* begin Extracted entries *
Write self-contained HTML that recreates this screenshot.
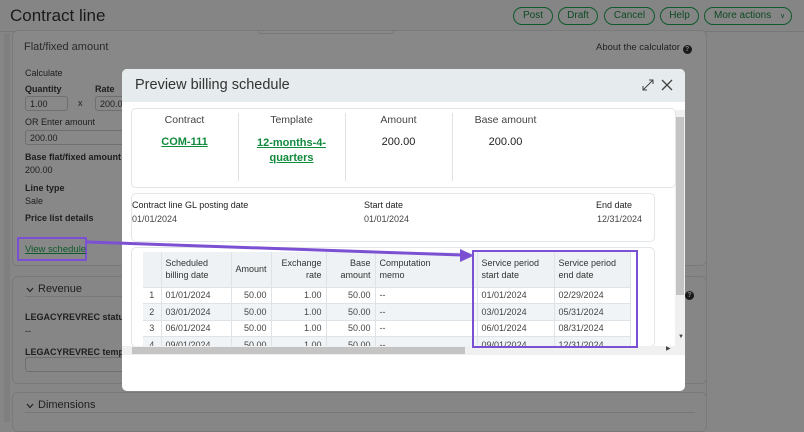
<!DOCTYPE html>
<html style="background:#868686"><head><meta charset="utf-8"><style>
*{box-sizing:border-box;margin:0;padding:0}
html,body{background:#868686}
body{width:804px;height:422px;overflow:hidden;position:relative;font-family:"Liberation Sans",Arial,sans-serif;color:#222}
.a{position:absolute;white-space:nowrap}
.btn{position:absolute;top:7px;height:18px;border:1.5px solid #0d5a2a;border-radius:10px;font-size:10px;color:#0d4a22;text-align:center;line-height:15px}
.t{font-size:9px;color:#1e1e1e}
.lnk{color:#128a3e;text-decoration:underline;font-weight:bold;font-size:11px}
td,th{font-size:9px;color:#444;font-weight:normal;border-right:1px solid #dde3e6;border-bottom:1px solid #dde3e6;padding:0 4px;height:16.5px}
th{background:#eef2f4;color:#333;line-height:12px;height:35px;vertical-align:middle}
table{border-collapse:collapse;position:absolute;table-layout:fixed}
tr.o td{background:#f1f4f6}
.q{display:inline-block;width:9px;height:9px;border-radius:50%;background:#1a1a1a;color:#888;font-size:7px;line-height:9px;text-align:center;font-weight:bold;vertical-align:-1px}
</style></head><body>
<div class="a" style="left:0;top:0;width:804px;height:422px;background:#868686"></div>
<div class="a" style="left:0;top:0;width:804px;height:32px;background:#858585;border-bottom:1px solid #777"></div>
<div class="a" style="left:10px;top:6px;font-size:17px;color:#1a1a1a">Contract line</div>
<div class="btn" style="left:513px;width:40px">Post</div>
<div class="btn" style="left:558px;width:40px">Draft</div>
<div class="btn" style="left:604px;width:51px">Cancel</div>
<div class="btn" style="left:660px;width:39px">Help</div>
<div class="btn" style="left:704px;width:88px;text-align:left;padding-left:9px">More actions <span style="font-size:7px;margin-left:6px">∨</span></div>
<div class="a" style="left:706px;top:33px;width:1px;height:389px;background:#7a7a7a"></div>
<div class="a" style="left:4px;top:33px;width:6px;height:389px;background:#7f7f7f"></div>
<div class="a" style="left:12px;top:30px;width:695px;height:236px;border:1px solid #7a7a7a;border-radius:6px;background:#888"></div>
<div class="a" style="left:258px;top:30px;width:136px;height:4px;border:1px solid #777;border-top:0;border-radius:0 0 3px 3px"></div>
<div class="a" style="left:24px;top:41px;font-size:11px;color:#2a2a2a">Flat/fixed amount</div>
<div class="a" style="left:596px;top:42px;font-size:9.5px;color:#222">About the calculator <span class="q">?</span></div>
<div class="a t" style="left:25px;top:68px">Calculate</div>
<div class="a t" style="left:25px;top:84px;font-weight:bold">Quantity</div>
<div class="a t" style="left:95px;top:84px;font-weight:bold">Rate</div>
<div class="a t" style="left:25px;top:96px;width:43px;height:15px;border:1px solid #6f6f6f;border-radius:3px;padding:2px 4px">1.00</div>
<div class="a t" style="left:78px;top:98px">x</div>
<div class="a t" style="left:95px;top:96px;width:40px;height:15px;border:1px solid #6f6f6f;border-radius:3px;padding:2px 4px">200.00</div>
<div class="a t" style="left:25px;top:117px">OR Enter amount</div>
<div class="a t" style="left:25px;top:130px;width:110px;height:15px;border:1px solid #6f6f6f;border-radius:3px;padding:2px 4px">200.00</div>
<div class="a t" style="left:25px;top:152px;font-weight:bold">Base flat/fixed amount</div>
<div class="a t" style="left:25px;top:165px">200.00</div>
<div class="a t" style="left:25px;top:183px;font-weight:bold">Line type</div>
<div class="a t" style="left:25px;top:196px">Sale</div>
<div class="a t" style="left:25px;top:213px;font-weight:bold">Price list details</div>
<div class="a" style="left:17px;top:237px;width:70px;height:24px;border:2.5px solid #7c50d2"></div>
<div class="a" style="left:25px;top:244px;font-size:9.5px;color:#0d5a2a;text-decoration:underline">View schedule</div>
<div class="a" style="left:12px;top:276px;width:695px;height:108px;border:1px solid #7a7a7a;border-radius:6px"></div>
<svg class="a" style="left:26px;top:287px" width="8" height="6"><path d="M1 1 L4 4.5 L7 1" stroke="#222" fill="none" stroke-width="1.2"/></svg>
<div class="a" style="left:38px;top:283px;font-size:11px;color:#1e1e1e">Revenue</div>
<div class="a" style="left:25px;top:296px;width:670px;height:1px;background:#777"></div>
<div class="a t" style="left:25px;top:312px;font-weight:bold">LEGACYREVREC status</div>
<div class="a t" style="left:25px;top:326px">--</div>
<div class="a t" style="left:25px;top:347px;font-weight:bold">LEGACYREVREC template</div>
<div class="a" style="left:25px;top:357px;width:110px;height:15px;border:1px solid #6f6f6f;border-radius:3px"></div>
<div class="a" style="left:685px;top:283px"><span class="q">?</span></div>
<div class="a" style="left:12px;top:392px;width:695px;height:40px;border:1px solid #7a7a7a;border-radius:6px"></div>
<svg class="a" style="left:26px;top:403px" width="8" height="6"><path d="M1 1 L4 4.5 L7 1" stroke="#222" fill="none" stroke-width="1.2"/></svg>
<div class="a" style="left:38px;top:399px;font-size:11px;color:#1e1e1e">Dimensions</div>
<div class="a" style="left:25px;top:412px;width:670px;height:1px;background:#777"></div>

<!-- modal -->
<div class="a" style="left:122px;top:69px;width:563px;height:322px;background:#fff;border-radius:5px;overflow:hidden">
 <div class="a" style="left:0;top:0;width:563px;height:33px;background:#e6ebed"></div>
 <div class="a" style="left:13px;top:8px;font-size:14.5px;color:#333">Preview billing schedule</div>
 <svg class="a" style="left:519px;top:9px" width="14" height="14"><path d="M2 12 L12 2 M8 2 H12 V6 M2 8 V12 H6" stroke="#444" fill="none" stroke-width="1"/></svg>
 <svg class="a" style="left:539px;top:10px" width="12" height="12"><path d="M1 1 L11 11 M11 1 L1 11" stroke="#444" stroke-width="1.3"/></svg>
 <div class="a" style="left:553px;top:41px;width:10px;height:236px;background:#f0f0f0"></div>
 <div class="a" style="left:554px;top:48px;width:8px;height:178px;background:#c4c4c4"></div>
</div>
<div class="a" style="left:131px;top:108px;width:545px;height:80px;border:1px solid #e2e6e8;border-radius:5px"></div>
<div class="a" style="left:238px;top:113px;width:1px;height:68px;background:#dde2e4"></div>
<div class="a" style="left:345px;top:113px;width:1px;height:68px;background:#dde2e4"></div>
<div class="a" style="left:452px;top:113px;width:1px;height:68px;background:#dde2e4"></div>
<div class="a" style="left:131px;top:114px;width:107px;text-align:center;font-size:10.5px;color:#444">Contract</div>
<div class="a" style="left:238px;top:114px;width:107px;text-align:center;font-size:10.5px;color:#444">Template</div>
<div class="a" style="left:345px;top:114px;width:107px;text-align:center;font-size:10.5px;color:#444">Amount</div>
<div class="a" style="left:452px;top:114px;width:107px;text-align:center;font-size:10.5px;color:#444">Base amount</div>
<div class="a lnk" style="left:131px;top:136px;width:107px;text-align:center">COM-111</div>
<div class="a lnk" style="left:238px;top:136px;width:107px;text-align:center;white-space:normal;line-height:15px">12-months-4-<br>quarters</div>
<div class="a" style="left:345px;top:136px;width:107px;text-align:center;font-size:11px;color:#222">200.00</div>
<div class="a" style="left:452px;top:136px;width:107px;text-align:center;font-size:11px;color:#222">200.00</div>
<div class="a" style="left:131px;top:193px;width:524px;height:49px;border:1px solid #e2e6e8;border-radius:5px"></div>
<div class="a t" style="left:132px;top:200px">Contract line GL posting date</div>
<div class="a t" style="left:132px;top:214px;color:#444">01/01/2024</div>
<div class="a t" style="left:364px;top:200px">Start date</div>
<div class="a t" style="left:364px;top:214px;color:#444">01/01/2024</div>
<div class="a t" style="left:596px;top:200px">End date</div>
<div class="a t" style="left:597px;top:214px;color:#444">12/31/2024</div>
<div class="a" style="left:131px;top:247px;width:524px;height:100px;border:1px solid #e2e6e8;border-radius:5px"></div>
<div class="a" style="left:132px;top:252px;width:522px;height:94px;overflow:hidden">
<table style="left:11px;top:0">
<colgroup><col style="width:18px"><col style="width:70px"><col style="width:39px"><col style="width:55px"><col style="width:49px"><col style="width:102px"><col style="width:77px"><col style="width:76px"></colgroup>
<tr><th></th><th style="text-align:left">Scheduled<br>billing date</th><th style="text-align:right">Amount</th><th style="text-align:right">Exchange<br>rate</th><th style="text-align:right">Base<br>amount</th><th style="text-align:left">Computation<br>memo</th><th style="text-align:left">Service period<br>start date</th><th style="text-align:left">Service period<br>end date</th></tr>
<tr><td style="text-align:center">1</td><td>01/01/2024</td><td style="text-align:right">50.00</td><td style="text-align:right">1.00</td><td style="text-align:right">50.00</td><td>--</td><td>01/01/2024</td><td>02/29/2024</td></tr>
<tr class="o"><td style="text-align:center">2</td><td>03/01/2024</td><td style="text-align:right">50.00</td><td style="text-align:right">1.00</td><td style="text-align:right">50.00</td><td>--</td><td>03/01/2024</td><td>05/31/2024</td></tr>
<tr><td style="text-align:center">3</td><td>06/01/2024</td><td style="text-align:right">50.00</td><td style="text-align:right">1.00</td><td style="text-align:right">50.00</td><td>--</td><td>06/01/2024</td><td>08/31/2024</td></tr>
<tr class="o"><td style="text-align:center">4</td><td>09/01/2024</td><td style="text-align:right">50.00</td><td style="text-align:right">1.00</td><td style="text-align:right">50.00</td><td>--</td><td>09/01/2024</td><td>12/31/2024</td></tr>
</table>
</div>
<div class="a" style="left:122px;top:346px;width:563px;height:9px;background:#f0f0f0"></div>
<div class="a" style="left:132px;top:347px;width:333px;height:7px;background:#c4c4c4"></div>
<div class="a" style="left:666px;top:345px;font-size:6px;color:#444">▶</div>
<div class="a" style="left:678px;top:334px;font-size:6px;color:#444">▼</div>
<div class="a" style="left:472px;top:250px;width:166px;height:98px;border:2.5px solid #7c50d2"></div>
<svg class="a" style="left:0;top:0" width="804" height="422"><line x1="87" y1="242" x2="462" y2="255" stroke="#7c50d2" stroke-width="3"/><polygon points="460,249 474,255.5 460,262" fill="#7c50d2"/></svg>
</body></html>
* end Extracted entries *
* begin Extracted entries *
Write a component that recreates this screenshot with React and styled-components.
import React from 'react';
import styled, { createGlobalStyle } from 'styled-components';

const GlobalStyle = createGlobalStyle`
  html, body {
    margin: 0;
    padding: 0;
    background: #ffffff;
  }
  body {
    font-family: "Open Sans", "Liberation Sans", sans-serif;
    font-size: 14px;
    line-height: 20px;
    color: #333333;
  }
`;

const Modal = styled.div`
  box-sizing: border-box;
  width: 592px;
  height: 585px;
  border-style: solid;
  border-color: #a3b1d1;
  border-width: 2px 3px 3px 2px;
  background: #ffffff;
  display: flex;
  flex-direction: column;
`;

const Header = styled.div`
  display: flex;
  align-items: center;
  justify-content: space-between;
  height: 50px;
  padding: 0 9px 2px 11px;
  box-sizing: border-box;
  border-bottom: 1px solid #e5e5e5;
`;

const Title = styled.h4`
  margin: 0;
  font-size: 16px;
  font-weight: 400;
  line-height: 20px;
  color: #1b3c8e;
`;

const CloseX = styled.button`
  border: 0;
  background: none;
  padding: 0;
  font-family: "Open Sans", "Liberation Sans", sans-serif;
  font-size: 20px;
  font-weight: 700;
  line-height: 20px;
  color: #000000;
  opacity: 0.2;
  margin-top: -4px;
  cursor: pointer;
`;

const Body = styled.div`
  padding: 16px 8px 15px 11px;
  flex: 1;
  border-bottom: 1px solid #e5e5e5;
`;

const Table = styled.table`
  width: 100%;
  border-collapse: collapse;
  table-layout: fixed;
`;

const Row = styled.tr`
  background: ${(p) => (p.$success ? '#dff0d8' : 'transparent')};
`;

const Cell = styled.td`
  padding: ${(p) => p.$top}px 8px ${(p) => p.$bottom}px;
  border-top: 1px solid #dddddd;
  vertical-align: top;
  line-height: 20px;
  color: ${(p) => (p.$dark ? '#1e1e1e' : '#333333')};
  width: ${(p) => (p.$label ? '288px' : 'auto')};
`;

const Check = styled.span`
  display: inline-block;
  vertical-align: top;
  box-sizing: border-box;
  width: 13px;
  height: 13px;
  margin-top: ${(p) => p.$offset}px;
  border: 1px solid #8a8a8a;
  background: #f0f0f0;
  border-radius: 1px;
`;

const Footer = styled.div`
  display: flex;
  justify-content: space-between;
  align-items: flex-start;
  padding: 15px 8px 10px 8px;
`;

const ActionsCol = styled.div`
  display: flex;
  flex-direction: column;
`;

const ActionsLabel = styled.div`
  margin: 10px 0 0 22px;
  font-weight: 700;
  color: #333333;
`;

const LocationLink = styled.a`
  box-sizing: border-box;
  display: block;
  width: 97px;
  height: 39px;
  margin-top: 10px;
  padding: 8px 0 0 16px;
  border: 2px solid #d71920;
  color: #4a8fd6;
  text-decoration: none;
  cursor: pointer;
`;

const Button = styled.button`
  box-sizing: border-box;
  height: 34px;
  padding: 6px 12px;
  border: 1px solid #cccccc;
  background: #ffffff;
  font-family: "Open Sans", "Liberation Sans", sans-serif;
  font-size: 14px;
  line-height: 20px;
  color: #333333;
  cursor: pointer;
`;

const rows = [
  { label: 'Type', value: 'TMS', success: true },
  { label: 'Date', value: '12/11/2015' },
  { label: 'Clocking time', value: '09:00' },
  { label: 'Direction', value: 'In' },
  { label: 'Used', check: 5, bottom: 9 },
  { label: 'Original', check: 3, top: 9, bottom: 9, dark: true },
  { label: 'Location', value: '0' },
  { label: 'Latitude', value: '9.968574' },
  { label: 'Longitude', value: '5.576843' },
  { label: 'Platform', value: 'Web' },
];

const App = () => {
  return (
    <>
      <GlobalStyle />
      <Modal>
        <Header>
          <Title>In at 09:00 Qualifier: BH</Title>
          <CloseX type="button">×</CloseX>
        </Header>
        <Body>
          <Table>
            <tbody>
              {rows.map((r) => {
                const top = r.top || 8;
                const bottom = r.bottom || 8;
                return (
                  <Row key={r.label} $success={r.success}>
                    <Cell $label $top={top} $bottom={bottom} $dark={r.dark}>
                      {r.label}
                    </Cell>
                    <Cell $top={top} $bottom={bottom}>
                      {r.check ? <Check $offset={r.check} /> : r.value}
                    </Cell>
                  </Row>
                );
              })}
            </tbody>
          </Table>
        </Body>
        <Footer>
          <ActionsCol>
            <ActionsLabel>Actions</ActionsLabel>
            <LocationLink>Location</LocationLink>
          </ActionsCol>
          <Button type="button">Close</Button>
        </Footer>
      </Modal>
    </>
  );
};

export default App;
* end Extracted entries *
Your objective:
Copy, from the material, each line that holds the string "components".

The response:
Write a component that recreates this screenshot with React and styled-components.
import styled, { createGlobalStyle } from 'styled-components';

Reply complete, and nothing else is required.